During lunch, laughter fills the air under the shade of a tree as students swap stories and tell jokes. The program is coming to an end in a few short weeks, and these strangers who quickly became friends, will go back to their various communities scattered across Honduras. There is a sense of both unease and hopeful excitement as this impending departure draws nearer. The question of ‘what comes next’ sits heavy with them all. A year ago, before this program started, their futures seemed determined. Most only had about a middle school education and limited opportunities.
Ester Cruz is no exception. With graduation just around the corner, for the first time she is hopeful for her future. Feeling empowered by the program, she has found her passion and plans to study biology when the program concludes.
“If I had stayed in my community, the opportunities would have been limited. Society teaches you that you shouldn’t try to continue, and so you stop trying. But here the road opens. There are many doors towards a new future, and you aspire to be a much better person.
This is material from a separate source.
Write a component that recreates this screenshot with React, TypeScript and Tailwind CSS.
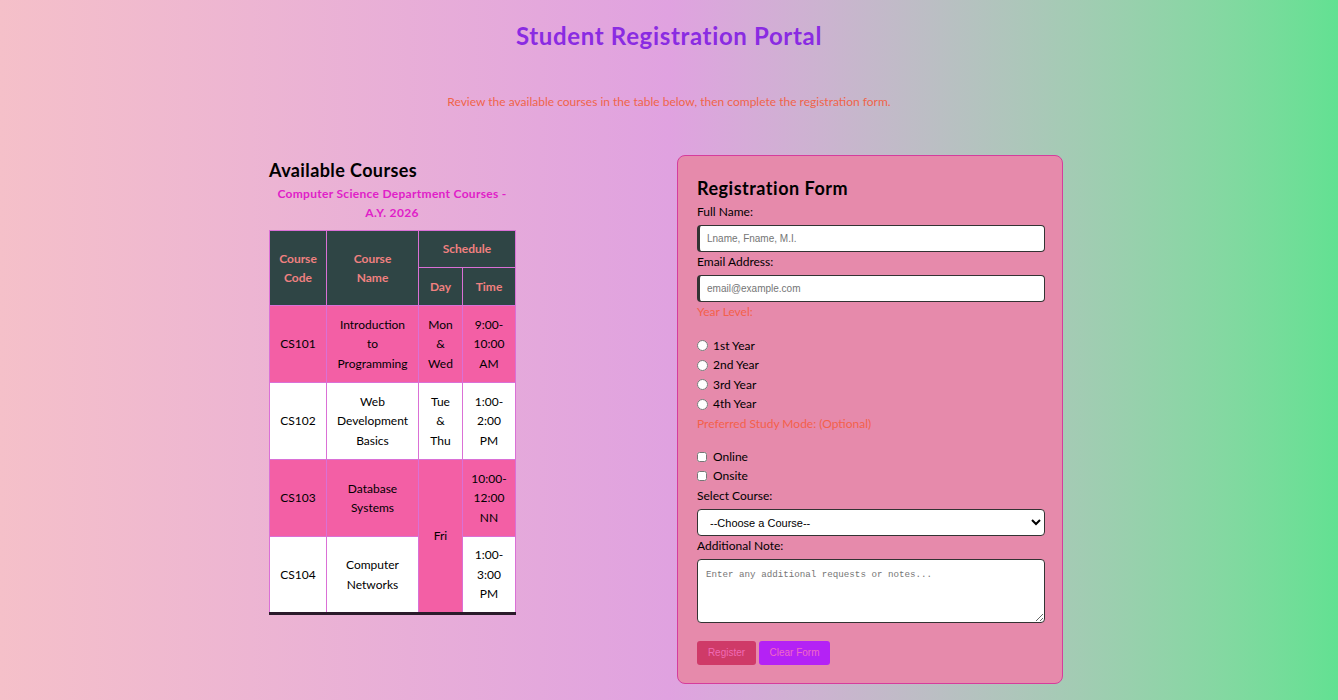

I think at many times we don’t believe in ourselves, but we can accomplish what we propose for our lives.”
The effects of the program go far beyond transforming the participants. The aim is to change the country, community by community. When students leave the program, many will head back to their rural homes equipped with new knowledge and the confidence to teach others about the importance of sustainable environmental practices.
Many graduates serve on community water boards, volunteer with local organizations, attend university, or find careers that put their new skillsets to work.
When Miguel Molina returned home after finishing his YCC training, his community took note. Starting with his friends and family, Miguel began teaching others how to improve their habits through small actions like conserving water and picking up litter. Later he organized larger projects with fellow graduates, planning reforestation initiatives and educational visits.
“People created a new image from me. They see my actions, and then they start to change. They start to see things differently, even though they’re small things. They start to change, become aware.”
Recent graduate, Marta Solórzano, hopes to take her message even further. After completing the program, Marta is studying at a university to become an English teacher. The lessons she learned in the YCC have stayed close to her heart.
“As a future teacher, I want kids to understand the importance of natural resources. How can we raise environmental awareness in kids and make a change, convert these kids to be agents of change?”
The work has ended for the day and the team has changed out of their dusty uniforms. Dinner has concluded and the cohort spreads across the green lawn outside their dorms as the sun begins to set. A lively game of soccer plays out in one corner and volleyball in another. Students lay in hammocks reading quietly, detail the day’s events in journals, or chat excitedly on the steps of their rooms.
Luis quietly watches the scene from a distance. He understands that these students will not just leave with new knowledge and capacities, they will leave with memories that will last a lifetime. He knows that without this program, their lives would have looked very different. Many would have worked the farm like their parents and grandparents, others might be forced to emigrate, and some would have inevitably been swallowed up by the violence that comes with illegal drugs and gangs.
Yesterday theses participants were merely children without opportunity. Today they are young adults redefining their futures. Tomorrow they are the leaders of Honduras.